◆ **Exercise aim**:
Take each line that has the word "styles" and return it.
# START OF Supplied entries
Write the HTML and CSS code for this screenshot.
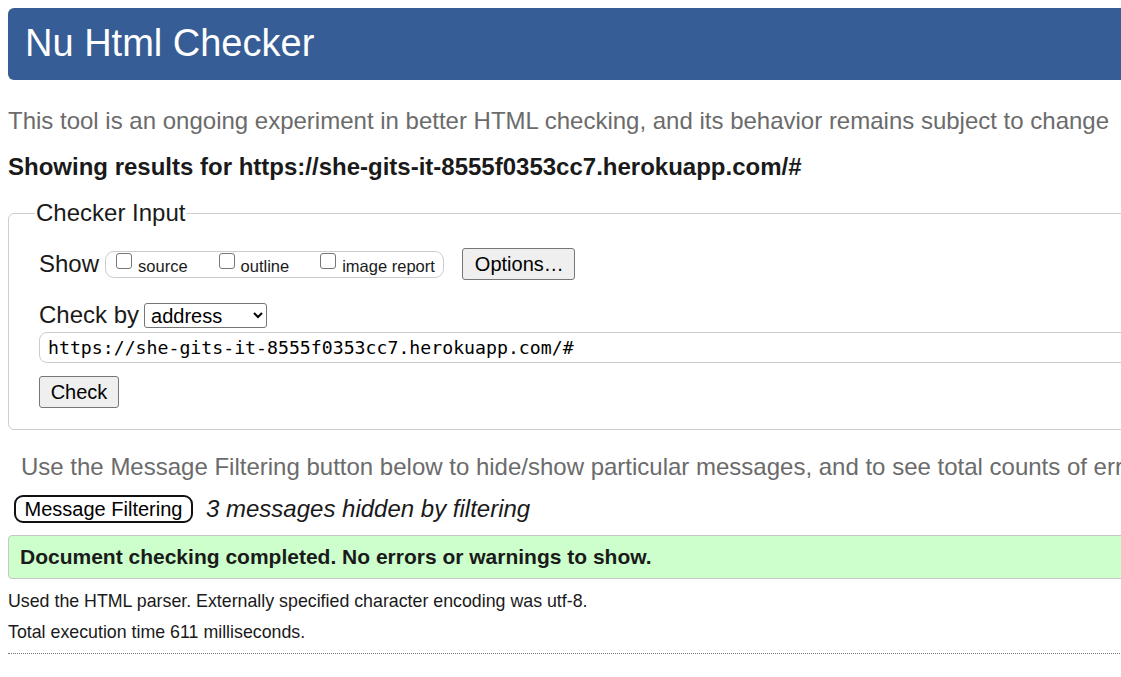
FILE: index.html
```html
<!DOCTYPE html>
<html lang="en">
<head>
<meta charset="utf-8">
<title>Nu Html Checker</title>
<link rel="stylesheet" href="styles.css">
</head>
<body>
<div class="page">
  <h1 class="banner">Nu Html Checker</h1>
  <p class="tagline">This tool is an ongoing experiment in better HTML checking, and its behavior remains subject to change</p>
  <p class="results-for">Showing results for https://she-gits-it-8555f0353cc7.herokuapp.com/#</p>

  <fieldset class="checker">
    <legend class="checker-legend">Checker Input</legend>
    <div class="show-row">
      <span class="big-label">Show</span>
      <span class="show-group">
        <label class="opt"><input class="cb" type="checkbox"> source</label>
        <label class="opt"><input class="cb" type="checkbox"> outline</label>
        <label class="opt"><input class="cb" type="checkbox"> image report</label>
      </span>
      <button class="btn btn-options" type="button">Options…</button>
    </div>
    <div class="checkby-row">
      <span class="big-label">Check by</span>
      <select class="select">
        <option>address</option>
      </select>
    </div>
    <div class="url-row">
      <input class="url" type="text" value="https://she-gits-it-8555f0353cc7.herokuapp.com/#">
    </div>
    <div class="submit-row">
      <button class="btn btn-check" type="button">Check</button>
    </div>
  </fieldset>

  <p class="filter-hint">Use the Message Filtering button below to hide/show particular messages, and to see total counts of errors and warnings.</p>
  <div class="filter-row">
    <button class="btn-filter" type="button">Message Filtering</button>
    <span class="hidden-count">3 messages hidden by filtering</span>
  </div>

  <p class="success">Document checking completed. No errors or warnings to show.</p>
  <p class="details">Used the HTML parser. Externally specified character encoding was utf-8.</p>
  <p class="details">Total execution time 611 milliseconds.</p>
  <hr class="rule">
</div>
</body>
</html>
```

FILE: styles.css
```css
html {
  overflow: hidden;
}
body {
  margin: 8px 0 8px 8px;
  font-family: "Liberation Sans", Arial, sans-serif;
  color: #1a1a1a;
  background: #fff;
  overflow: hidden;
}
.page {
  width: 1400px;
}
.banner {
  margin: 0;
  height: 72px;
  box-sizing: border-box;
  padding: 12px 0 0 17px;
  background: #365d95;
  color: #fff;
  font-size: 38px;
  font-weight: normal;
  line-height: 46px;
  border-radius: 6px 0 0 6px;
}
.tagline {
  margin: 27px 0 0 0;
  font-size: 24px;
  line-height: 28px;
  color: #6b6b6b;
}
.results-for {
  margin: 18px 0 0 0;
  font-size: 24px;
  line-height: 28px;
  font-weight: bold;
}
.checker {
  margin: 18px 0 0 0;
  padding: 21px 30px 21px 30px;
  border: 1px solid #cfcfcf;
  border-radius: 6px;
}
.checker-legend {
  font-size: 24px;
  padding: 0 1px;
  margin-left: -4px;
  line-height: 28px;
}
.big-label {
  font-size: 24px;
  line-height: 28px;
}
.show-row {
  display: flex;
  align-items: center;
}
.show-group {
  display: inline-flex;
  align-items: center;
  gap: 31px;
  margin-left: 6px;
  height: 27px;
  box-sizing: border-box;
  padding: 0 8px 0 10px;
  border: 1px solid #ccc;
  border-radius: 9px;
}
.opt {
  display: inline-flex;
  align-items: center;
  font-size: 16.5px;
  line-height: 18px;
  padding-top: 3px;
}
.cb {
  -webkit-appearance: none;
  appearance: none;
  margin: 0 6px 0 0;
  width: 16px;
  height: 16px;
  box-sizing: border-box;
  border: 1.5px solid #767676;
  border-radius: 3px;
  background: #fff;
  position: relative;
  top: -5px;
}
.btn {
  font-family: "Liberation Sans", Arial, sans-serif;
  font-size: 20px;
  color: #000;
  background: #efefef;
  border: 1px solid #767676;
  border-radius: 3px;
  padding: 0 12px;
}
.btn-options {
  margin-left: 18px;
  height: 32px;
  width: 113px;
}
.checkby-row {
  display: flex;
  align-items: center;
  margin-top: 21px;
}
.select {
  margin-left: 5px;
  width: 123px;
  height: 25px;
  font-family: "Liberation Sans", Arial, sans-serif;
  font-size: 20px;
  border: 1px solid #767676;
  border-radius: 3px;
  background: #fff;
  color: #000;
  padding: 0 0 0 2px;
}
.url-row {
  margin-top: 3px;
}
.url {
  display: block;
  width: 100%;
  box-sizing: border-box;
  height: 31px;
  border: 1px solid #ccc;
  border-radius: 8px;
  padding: 0 8px;
  font-family: "DejaVu Sans Mono", "Liberation Mono", monospace;
  font-size: 18.2px;
  color: #000;
}
.submit-row {
  margin-top: 13px;
}
.btn-check {
  width: 80px;
  height: 32px;
  padding: 0;
}
.filter-hint {
  margin: 23px 0 0 13px;
  font-size: 24px;
  line-height: 28px;
  color: #6b6b6b;
  white-space: nowrap;
}
.filter-row {
  display: flex;
  align-items: center;
  gap: 13px;
  margin: 14px 0 0 6px;
}
.btn-filter {
  height: 28px;
  width: 179px;
  padding: 0;
  font-family: "Liberation Sans", Arial, sans-serif;
  font-size: 20px;
  color: #000;
  background: #fff;
  border: 2px solid #111;
  border-radius: 9px;
}
.hidden-count {
  font-size: 24px;
  font-style: italic;
  line-height: 28px;
}
.success {
  margin: 12px 0 0 0;
  height: 44px;
  box-sizing: border-box;
  padding: 0 11px;
  display: flex;
  align-items: center;
  background: #ccffcc;
  border: 1px solid #c6c6c6;
  border-radius: 4px 0 0 4px;
  font-size: 21px;
  font-weight: bold;
}
.details {
  margin: 12px 0 0 0;
  font-size: 17.8px;
  line-height: 20px;
}
.details + .details {
  margin-top: 11px;
}
.rule {
  margin: 11px 0 0 0;
  border: 0;
  border-top: 1px dotted #777;
  height: 0;
}
```
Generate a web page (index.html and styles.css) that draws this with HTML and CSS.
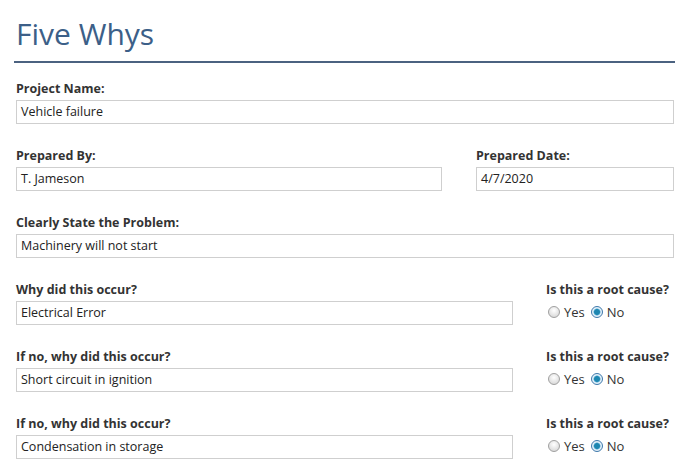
# END OF Supplied entries
◆ **Response**:
<link rel="stylesheet" href="styles.css">
FILE: styles.css
Generate a web page (index.html and styles.css) that draws this with HTML and CSS.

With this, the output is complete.